_What the task asks_:
Find and copy every line in the records that includes the string "screenshot".
━━━ Supplied data
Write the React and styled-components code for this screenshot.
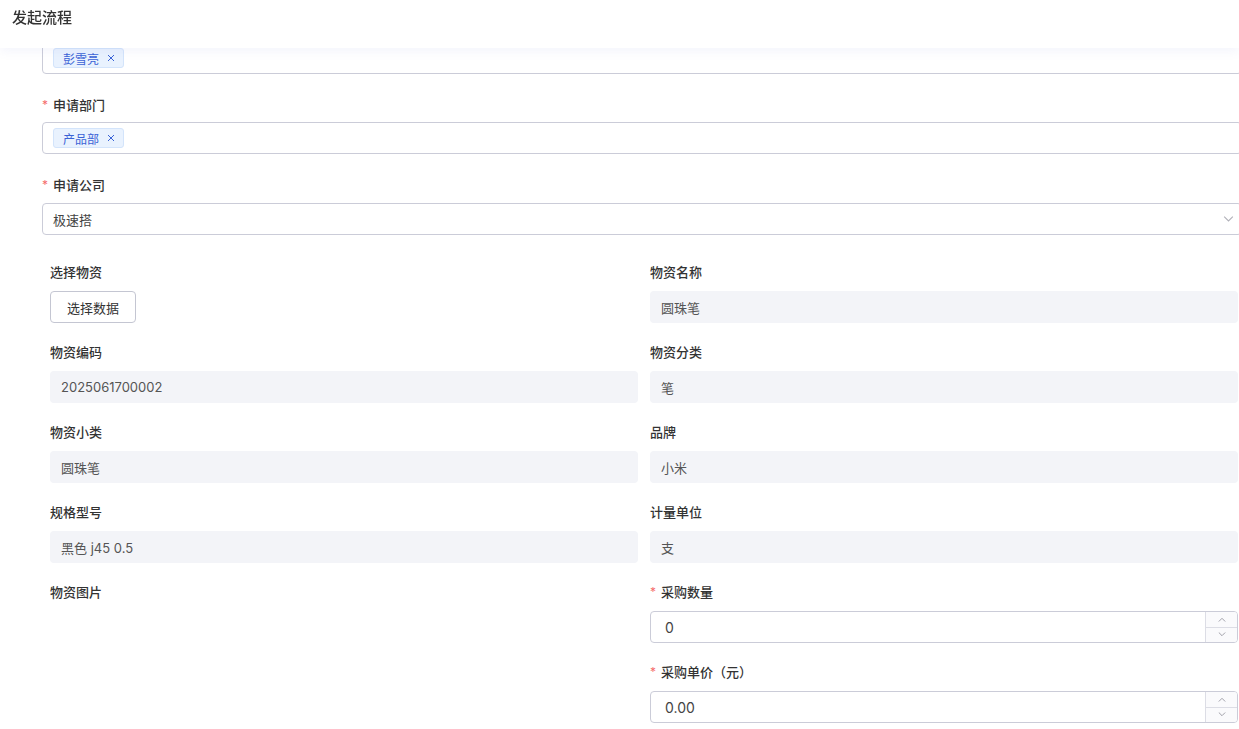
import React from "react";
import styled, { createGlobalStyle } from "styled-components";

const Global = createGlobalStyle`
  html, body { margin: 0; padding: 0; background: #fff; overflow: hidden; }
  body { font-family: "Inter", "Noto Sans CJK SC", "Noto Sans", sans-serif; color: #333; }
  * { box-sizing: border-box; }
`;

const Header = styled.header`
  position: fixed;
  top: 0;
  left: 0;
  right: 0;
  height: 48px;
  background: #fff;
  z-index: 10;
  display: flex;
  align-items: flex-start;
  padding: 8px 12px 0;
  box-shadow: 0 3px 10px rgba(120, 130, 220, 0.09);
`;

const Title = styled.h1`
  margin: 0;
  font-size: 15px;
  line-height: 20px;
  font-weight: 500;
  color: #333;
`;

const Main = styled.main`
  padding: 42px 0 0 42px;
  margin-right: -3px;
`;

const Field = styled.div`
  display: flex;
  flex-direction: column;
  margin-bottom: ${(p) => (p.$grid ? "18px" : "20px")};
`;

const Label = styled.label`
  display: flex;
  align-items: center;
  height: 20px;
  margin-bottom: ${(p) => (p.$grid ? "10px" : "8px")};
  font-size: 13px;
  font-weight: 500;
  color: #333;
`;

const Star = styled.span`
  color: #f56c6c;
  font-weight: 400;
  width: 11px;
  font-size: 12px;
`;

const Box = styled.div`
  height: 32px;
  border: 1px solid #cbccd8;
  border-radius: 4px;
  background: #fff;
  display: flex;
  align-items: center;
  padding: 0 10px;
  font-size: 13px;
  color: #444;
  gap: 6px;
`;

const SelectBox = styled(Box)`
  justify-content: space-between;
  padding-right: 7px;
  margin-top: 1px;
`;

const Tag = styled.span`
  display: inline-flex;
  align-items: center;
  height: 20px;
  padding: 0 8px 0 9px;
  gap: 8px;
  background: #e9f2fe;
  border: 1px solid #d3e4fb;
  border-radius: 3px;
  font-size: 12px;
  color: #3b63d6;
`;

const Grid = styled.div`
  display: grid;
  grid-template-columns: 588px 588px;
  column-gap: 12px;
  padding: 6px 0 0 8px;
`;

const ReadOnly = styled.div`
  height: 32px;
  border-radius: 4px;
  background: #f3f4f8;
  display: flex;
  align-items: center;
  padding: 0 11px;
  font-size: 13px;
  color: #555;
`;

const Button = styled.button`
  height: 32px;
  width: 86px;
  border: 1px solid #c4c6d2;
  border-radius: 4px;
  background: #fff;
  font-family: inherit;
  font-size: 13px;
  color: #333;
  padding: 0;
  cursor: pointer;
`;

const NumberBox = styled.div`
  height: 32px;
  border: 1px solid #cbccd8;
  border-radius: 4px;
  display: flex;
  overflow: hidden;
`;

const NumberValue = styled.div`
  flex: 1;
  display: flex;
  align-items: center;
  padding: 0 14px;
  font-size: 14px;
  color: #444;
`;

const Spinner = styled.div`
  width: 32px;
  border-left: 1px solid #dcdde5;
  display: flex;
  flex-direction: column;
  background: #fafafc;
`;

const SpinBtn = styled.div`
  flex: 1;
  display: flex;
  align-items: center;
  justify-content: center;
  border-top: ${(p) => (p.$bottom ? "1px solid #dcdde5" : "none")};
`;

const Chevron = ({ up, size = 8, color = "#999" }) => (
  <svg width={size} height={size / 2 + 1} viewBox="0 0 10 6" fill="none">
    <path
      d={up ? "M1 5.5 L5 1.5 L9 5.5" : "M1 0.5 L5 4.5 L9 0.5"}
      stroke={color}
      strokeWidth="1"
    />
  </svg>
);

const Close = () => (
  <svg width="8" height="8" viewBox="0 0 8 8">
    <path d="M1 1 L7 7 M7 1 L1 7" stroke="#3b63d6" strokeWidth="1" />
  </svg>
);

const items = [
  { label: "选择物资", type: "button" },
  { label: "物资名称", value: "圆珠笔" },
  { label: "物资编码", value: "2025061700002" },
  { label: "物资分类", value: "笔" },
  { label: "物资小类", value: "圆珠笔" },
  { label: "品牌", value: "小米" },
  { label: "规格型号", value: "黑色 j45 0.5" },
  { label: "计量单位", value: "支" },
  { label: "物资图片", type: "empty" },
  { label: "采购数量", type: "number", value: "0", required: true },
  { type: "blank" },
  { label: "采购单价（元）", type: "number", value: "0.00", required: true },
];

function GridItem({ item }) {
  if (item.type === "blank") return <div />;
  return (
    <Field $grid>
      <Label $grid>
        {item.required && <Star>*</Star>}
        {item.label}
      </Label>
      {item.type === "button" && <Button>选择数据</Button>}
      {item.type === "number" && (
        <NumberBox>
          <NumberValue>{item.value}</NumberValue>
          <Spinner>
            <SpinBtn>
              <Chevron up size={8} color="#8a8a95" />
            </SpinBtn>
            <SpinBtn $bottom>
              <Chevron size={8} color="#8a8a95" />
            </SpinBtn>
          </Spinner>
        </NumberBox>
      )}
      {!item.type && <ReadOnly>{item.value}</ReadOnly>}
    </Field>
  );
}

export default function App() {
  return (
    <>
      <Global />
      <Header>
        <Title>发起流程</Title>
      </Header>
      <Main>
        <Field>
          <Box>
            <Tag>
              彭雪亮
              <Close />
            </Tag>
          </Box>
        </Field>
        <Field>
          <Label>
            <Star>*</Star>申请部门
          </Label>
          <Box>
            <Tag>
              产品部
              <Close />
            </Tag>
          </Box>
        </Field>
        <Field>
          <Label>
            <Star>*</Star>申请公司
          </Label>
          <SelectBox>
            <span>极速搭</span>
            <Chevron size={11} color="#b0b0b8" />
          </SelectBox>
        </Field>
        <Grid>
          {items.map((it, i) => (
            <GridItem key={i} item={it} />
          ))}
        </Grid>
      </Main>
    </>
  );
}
━━━━━━
━━━ Supplied data
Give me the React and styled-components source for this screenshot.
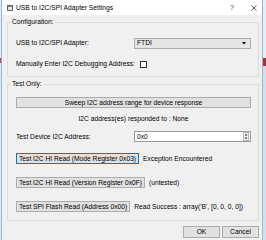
━━━━━━
━━━ Supplied data
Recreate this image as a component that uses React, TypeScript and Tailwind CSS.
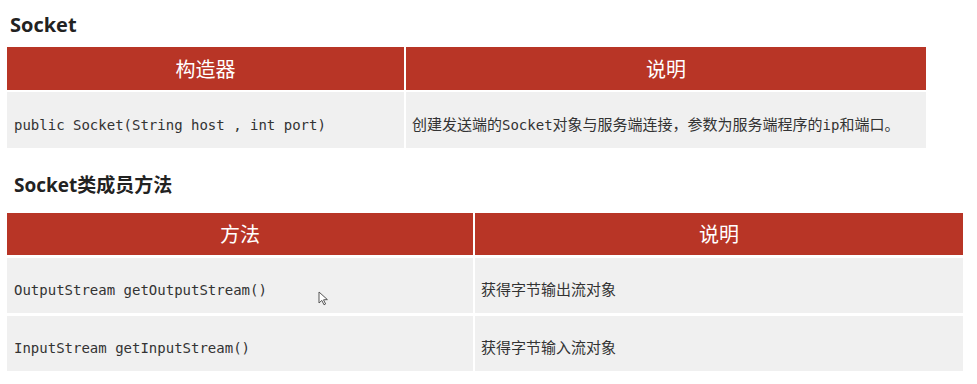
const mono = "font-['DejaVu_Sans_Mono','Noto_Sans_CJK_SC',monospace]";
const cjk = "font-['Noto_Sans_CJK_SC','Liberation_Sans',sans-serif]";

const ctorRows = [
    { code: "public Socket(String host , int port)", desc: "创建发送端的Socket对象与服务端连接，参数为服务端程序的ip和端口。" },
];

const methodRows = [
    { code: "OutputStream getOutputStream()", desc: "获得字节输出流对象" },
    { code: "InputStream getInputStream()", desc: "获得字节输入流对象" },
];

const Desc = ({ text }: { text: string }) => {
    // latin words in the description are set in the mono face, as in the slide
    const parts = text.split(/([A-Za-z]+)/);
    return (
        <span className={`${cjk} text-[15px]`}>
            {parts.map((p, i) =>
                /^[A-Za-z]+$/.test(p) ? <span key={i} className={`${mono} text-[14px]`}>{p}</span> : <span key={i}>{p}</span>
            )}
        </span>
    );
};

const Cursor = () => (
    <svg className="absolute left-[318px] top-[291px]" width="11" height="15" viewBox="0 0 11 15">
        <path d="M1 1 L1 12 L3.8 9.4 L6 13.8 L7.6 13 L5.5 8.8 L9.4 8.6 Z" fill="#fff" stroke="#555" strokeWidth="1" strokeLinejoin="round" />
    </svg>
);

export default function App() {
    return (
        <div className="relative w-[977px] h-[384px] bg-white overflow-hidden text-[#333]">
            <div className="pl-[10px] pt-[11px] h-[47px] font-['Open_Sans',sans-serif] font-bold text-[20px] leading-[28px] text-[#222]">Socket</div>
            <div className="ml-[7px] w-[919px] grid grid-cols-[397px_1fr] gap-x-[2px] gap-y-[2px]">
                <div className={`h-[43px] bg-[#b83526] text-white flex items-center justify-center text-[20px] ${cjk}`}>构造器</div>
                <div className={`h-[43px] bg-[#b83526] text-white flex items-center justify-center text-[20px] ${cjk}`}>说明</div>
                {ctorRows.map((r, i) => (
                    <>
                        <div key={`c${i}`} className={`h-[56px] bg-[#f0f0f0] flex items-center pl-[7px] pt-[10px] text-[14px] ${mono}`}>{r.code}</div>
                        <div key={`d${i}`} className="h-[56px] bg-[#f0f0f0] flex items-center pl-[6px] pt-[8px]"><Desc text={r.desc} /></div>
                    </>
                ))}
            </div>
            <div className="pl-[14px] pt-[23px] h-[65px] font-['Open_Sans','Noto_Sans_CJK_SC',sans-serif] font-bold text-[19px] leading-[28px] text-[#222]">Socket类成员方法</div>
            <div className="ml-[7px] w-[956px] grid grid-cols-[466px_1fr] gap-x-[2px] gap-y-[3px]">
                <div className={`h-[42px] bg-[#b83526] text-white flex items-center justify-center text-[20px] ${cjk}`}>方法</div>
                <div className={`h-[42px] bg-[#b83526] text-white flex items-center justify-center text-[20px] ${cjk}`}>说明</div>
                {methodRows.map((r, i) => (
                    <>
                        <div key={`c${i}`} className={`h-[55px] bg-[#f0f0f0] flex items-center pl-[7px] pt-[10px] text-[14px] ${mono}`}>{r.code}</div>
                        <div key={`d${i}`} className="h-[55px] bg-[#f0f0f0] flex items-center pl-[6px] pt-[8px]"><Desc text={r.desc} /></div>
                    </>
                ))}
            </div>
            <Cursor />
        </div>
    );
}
━━━━━━
_Task result_:
Write the React and styled-components code for this screenshot.
Give me the React and styled-components source for this screenshot.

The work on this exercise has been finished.